Oppure si può utilizzare la tecnica del body voting: per esempio, se poniamo una domanda su un argomento, invece di utilizzare la solita alzata di mano, li si può far alzare e far spostare nel cluster relativo alla loro risposta ideale, o farli posizionare idealmente su una linea per esprimere il grado di preferenza”.

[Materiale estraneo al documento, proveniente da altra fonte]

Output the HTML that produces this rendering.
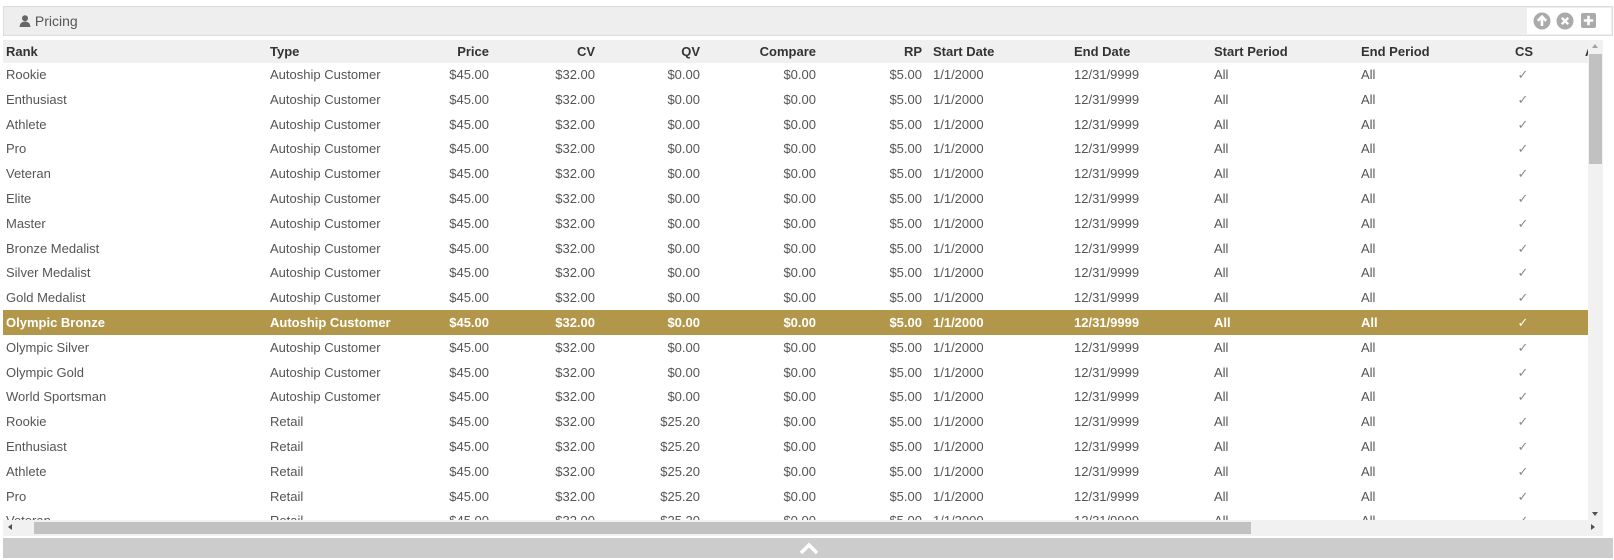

Segar crede molto nel confronto: “Il pair share funziona sempre: se l’evento è piccolo con un numero ristretto di partecipanti, li si può mettere a coppie e sollecitarli a confrontarsi nel meccanismo di domanda-risposta, laddove uno fa le domande per dieci minuti e l’altro risponde e viceversa. Vi immaginate una platea ad ascoltare unilateralmente qualcuno che parla dal palco: funzionale, ma dopo un po’ si perde l’attenzione del pubblico”.

Una tecnica di public speaking, o più semplicemente di dialogo e di comunicazione, che Segar raccomanda, è quella della fishbowl, ovvero dell’acquario: il moderatore occupa una sedia sul palco e la rimanente o le restanti (a seconda di quanti relatori vuole prevedere durante il confronto) sono vuote. Il moderatore lancia il topic della conversazione, poi chi ha qualcosa da aggiungere alla conversazione si alza, esce dalla platea o dal cerchio e va a occupare una delle sedie. Questo gli dà diritto di parola. Una volta finito l’intervento, lascia libera la sedia a chi viene dopo. In questo modo, non esiste un esperto titolato a parlare e gli altri a essere attori secondari della conversazione, ma tutti sono alla pari, dal momento che tutti possono avere il loro spazio al centro della scena. “Questo presuppone anche un prendersi la responsabilità di ciò che si sta per dire – puntualizza Segar – Ma in questo modo permette a chi partecipa di contribuire, quindi di apportare il proprio significato, arricchendo l’esperienza della condivisione”.